'Madam Secretary': TV Review
Even though 'Madam Secretary' still has some kinks to work out — especially partnered with 'The Good Wife' — it's another in a stable of strong CBS dramas that know how to use an hour to entertain
You can always trust CBS to create superior procedurals and rock-solid dramas — it's almost alarming how on point and successful each one becomes. You might not get many wild ideas over at CBS — nothing like Sleepy Hollow on Fox — but it's rare you'll find a miss.
That kind of competence is welcome yet again with tonight's premiere of Madam Secretary starring Tea Leoni as Elizabeth McCord, a college professor and ex-CIA agent (she quit the job for ethical reasons).
Elizabeth is enjoying the college life, living on a farm and raising bright kids along with her husband, Henry (Tim Daly), who is also a professor.
But Elizabeth is pulled back into the world of politics at the highest level when the president (Keith Carradine) needs her in an emergency. A plane carrying the secretary of state has crashed and, since he trained and mentored her in the CIA, he trusts her.
Leoni is immediately the center and the appeal in Madam Secretary, and her casting (as opposed to, say, Katherine Heigl in NBC's State of Affairs) is spot on. Leoni's gravitas is believable at every turn. She doesn't like to be coached, she doesn't like to be second-guessed and she can be gracious in a political battle just as easily as she can be fearless and stare daggers across a table.
This is important to Madam Secretary for a number of reasons, but mostly because the pilot isn't perfect. Leoni and Daly are a great couple, and if Madam Secretary does one important thing and nails it in the pilot, it's making their marriage and family believable. Knowing that Elizabeth is grounded and sensible and funny at home — meaning she's handling the mother and wife thing just fine, unlike so many women on TV who are great at their jobs and a disaster in their personal lives — gives hope that the series can be multidimensional.

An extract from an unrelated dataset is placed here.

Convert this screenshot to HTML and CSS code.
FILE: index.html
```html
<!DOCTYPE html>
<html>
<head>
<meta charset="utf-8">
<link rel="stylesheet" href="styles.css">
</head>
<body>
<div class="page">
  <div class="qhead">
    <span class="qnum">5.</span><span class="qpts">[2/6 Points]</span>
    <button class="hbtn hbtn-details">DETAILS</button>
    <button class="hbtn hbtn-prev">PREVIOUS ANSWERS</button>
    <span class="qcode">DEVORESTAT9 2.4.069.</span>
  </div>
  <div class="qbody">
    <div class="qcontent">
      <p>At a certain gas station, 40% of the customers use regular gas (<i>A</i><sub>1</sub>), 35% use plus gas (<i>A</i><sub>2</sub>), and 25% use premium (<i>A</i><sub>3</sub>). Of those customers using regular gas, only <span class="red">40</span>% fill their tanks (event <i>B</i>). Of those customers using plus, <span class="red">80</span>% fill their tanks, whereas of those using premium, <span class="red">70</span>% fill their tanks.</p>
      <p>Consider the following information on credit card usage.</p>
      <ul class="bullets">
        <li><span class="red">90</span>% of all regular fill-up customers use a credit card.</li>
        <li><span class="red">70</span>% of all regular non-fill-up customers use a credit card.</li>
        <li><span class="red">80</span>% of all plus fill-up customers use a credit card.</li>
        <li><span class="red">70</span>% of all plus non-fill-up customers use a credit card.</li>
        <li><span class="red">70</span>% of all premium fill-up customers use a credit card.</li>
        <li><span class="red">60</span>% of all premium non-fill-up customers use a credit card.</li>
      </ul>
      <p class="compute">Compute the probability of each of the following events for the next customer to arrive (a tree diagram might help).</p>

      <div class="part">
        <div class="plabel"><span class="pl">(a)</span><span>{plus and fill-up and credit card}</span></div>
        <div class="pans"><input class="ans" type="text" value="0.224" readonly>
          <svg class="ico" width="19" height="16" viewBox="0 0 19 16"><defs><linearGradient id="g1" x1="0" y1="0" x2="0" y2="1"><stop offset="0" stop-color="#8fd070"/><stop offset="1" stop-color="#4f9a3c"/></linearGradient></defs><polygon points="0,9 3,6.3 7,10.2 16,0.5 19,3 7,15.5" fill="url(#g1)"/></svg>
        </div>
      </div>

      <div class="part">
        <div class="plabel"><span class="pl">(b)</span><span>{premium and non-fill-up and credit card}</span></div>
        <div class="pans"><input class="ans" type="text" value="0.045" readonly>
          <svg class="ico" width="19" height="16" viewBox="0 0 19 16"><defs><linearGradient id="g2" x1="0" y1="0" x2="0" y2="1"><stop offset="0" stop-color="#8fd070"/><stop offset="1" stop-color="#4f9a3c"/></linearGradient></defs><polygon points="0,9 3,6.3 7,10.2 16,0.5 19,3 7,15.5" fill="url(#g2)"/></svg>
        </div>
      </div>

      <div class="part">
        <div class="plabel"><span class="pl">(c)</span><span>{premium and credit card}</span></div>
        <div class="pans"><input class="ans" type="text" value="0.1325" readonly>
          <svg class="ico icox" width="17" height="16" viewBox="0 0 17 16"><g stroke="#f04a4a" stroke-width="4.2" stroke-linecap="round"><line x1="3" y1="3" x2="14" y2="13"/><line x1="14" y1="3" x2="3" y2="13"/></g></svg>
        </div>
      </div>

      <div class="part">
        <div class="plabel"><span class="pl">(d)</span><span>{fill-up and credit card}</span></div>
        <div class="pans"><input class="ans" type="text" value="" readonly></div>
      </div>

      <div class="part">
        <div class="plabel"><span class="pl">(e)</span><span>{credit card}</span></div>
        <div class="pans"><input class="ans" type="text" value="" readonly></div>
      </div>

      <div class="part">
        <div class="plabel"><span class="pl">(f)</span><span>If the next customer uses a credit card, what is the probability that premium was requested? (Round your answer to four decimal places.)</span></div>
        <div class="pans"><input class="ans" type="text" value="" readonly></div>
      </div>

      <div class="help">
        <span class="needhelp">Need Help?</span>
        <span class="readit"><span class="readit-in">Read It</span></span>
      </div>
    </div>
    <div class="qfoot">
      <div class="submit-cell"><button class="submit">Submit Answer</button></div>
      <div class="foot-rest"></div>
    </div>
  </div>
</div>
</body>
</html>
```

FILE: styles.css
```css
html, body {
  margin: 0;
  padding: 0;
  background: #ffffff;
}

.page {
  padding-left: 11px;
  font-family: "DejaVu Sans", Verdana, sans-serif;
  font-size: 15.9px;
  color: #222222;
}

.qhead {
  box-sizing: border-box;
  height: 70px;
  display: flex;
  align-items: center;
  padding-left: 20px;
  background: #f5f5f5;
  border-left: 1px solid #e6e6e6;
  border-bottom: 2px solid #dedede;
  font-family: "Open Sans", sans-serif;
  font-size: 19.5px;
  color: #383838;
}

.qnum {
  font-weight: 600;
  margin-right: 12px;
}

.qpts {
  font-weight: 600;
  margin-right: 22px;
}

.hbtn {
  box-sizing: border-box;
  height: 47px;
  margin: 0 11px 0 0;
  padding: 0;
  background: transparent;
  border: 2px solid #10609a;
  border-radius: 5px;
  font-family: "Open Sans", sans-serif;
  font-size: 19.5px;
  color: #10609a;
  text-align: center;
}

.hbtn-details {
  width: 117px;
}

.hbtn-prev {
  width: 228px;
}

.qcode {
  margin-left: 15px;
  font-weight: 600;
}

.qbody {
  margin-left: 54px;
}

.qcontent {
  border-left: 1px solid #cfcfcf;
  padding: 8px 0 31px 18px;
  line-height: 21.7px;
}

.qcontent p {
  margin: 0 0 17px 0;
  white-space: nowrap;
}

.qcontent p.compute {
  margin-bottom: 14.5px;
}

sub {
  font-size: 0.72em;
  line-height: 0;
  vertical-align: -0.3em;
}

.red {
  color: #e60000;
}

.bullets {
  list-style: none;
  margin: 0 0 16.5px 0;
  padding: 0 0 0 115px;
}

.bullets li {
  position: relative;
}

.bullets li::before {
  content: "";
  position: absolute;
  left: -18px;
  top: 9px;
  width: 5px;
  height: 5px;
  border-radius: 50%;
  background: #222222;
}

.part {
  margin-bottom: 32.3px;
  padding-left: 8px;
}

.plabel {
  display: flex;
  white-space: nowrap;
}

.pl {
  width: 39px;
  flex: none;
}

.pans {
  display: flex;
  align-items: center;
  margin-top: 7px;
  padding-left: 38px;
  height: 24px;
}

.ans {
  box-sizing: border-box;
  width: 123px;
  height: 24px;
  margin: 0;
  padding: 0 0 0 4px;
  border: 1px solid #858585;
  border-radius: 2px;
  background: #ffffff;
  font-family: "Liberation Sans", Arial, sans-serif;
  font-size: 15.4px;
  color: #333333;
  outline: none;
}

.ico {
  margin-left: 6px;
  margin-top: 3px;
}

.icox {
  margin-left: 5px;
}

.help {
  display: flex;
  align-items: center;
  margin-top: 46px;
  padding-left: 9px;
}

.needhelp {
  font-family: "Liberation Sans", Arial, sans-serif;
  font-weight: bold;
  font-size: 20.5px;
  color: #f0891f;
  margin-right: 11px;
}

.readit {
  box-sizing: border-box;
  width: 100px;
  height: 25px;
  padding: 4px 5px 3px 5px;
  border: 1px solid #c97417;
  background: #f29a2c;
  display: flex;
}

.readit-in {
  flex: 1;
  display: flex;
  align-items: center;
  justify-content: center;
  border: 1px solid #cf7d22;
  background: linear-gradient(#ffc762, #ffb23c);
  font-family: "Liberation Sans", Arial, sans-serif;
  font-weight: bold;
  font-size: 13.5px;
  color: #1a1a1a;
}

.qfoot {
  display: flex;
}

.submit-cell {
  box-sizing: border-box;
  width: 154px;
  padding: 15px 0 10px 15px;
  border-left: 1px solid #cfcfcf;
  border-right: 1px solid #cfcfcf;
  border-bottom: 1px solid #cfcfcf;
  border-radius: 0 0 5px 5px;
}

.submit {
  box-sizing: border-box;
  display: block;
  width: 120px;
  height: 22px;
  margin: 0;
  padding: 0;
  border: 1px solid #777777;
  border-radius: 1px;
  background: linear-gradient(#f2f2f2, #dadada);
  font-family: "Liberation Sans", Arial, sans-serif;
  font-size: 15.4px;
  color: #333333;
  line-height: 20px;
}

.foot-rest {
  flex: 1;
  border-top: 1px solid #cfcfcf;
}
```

The series is, of course, meant to show us that Elizabeth is great at her job — creator Barbara Hall (Judging Amy) seems to have a template that reflects a bit of Hillary Clinton — and any successful show needs power at the center. But in the early going, it seems like Elizabeth might be a little too good at it; the show will work better if it incorporates actual struggle to succeed, not a kind of superwoman prowess.

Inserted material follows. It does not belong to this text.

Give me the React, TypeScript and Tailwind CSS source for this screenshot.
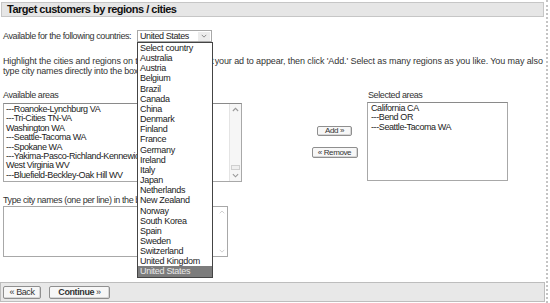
const countries = [
  "Select country",
  "Australia",
  "Austria",
  "Belgium",
  "Brazil",
  "Canada",
  "China",
  "Denmark",
  "Finland",
  "France",
  "Germany",
  "Ireland",
  "Italy",
  "Japan",
  "Netherlands",
  "New Zealand",
  "Norway",
  "South Korea",
  "Spain",
  "Sweden",
  "Switzerland",
  "United Kingdom",
  "United States",
];

const availableAreas = [
  "---Roanoke-Lynchburg VA",
  "---Tri-Cities TN-VA",
  "Washington WA",
  "---Seattle-Tacoma WA",
  "---Spokane WA",
  "---Yakima-Pasco-Richland-Kennewick WA",
  "West Virginia WV",
  "---Bluefield-Beckley-Oak Hill WV",
];

const selectedAreas = ["California CA", "---Bend OR", "---Seattle-Tacoma WA"];

function Chevron({ up, className }: { up?: boolean; className?: string }) {
  return (
    <svg viewBox="0 0 8 5" className={className} aria-hidden="true">
      <path
        d={up ? "M1 4.2 4 1.2 7 4.2" : "M1 1 4 4 7 1"}
        fill="none"
        stroke="currentColor"
        strokeWidth="1.3"
      />
    </svg>
  );
}

function ScrollBar({ thumb }: { thumb?: boolean }) {
  return (
    <div className="flex w-[12px] flex-col items-center justify-between border-l border-[#e4e4e4] bg-[#f6f6f6] py-[3px] text-[#9a9a9a]">
      <Chevron up className="h-[5px] w-[7px]" />
      <div className="flex-1" />
      {thumb && (
        <div className="mb-[3px] flex h-[5px] w-[9px] flex-col justify-between border border-[#cfcfcf] bg-[#efefef]" />
      )}
      <Chevron className="h-[5px] w-[7px]" />
    </div>
  );
}

function SmallButton({ children, className }: { children: React.ReactNode; className?: string }) {
  return (
    <button
      className={`flex items-center justify-center rounded-[2px] border border-[#8f8f8f] bg-[#f7f7f7] text-[8px] leading-none text-[#333] shadow-[inset_-1px_-1px_0_#d6d6d6] ${className ?? ""}`}
    >
      {children}
    </button>
  );
}

export default function App() {
  return (
    <div
      className="relative h-[303px] w-[550px] overflow-hidden bg-white text-[9px] tracking-[-0.4px] text-[#333]"
      style={{ fontFamily: '"Liberation Sans", Arial, sans-serif' }}
    >
      <div className="flex h-full w-[548px] flex-col border-r-2 border-dotted border-[#c4c4c4]">
        <div className="ml-[1px] mt-[2px] flex h-[15px] w-[543px] items-center border border-[#c6c6c6] bg-[#e6e6e6] pl-[5px]">
          <h1 className="text-[11px] font-bold tracking-[-0.5px] text-[#111]">
            Target customers by regions / cities
          </h1>
        </div>

        <div className="mt-[13px] flex h-[12px] items-center">
          <span className="w-[137px] pl-[3px] leading-[12px]">Available for the following countries:</span>
          <div className="flex h-[12px] w-[75px] items-center justify-between border border-[#a8a8a8] bg-white pl-[2px] text-[9px] leading-none text-[#222]">
            <span>United States</span>
            <span className="mr-[1px] flex h-[9px] w-[12px] items-center justify-center bg-[#ececec] text-[#888]">
              <Chevron className="h-[4px] w-[6px]" />
            </span>
          </div>
        </div>

        <p className="mt-[14px] whitespace-nowrap pl-[3px] leading-[10px] tracking-[-0.1px]">
          <span className="tracking-[-0.15px]">Highlight the cities and regions on the </span>
          <span className="tracking-[-0.75px]">left where you want </span>
          your ad to appear, then click 'Add.' Select as many regions as you like. You may also
          <br />
          <span className="tracking-[-0.2px]">type city names directly into the box below.</span>
        </p>

        <div className="mt-[14px] flex">
          <div className="w-[242px] pl-[3px]">
            <div className="h-[10px] leading-[10px]">Available areas</div>
            <div className="mt-[3px] flex h-[79px] border border-[#a8a8a8] border-t-[#8a8a8a] bg-white">
              <ul className="flex-1 overflow-hidden whitespace-nowrap pl-[2px] pt-[1px] leading-[9.4px] text-[#222]">
                {availableAreas.map((a) => (
                  <li key={a}>{a}</li>
                ))}
              </ul>
              <ScrollBar thumb />
            </div>
          </div>

          <div className="flex w-[125px] flex-col items-center pl-[60px] pt-[36px]">
            <SmallButton className="h-[10px] w-[35px]">Add »</SmallButton>
            <SmallButton className="mt-[11px] h-[11px] w-[46px]">« Remove</SmallButton>
          </div>

          <div className="w-[141px]">
            <div className="h-[10px] pl-[1px] leading-[10px]">Selected areas</div>
            <ul className="mt-[2px] h-[79px] border border-[#a8a8a8] border-t-[#8a8a8a] bg-white pl-[3px] pt-[1px] leading-[9.4px] text-[#222]">
              {selectedAreas.map((a) => (
                <li key={a}>{a}</li>
              ))}
            </ul>
          </div>
        </div>

        <div className="mt-[13px] h-[10px] pl-[3px] leading-[10px]">
          Type city names (one per line) in the box below.
        </div>
        <div className="ml-[3px] mt-[1px] flex h-[51px] w-[225px] border border-[#a8a8a8] bg-white">
          <div className="flex-1" />
          <div className="flex w-[11px] flex-col items-center justify-between py-[3px] text-[#cfcfcf]">
            <Chevron up className="h-[4px] w-[6px]" />
            <Chevron className="h-[4px] w-[6px]" />
          </div>
        </div>

        <div className="mb-[1px] mt-auto flex h-[20px] w-[545px] items-center gap-[8px] border border-[#bdbdbd] bg-[#e8e8e8] pl-[2px]">
          <SmallButton className="h-[13px] w-[38px] text-[9px]">« Back</SmallButton>
          <SmallButton className="h-[13px] w-[61px] text-[9px]">
            <span className="font-bold">Continue</span>
            <span className="ml-[2px]">»</span>
          </SmallButton>
        </div>
      </div>

      <ul className="absolute left-[137px] top-[42px] z-10 w-[76px] border border-[#444] bg-white text-[9px] leading-[10.15px] tracking-[-0.3px] text-[#222]">
        {countries.map((c) => (
          <li
            key={c}
            className={c === "United States" ? "bg-[#7c7c7c] pl-[2px] text-[#e8e8e8]" : "pl-[2px]"}
          >
            {c}
          </li>
        ))}
      </ul>
    </div>
  );
}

And while it's fun to see Leoni put out some international terrorist fires behind the scenes — while figuring out a way to get her point across delicately at State Department dinners that she'd rather not have — other parts of Madame Secretary need work.
There's a great cast here, including Zeljko Ivanek as the president's chief of staff and budding nemesis to Elizabeth and Bebe Neuwirth as head of the staff Elizabeth has inherited. Yet the secondary players have yet to pop. That's an issue that will likely be resolved — see the aforementioned praise of how CBS runs its shows — but it might make tonight's premiere seem in need of spreading its wings in a hurry if it's going to be paired up with The Good Wife.
Still, there's more than enough hope that the pieces are there, and the piece that really matters at this point — Leoni — can hold the show down while it finds its direction.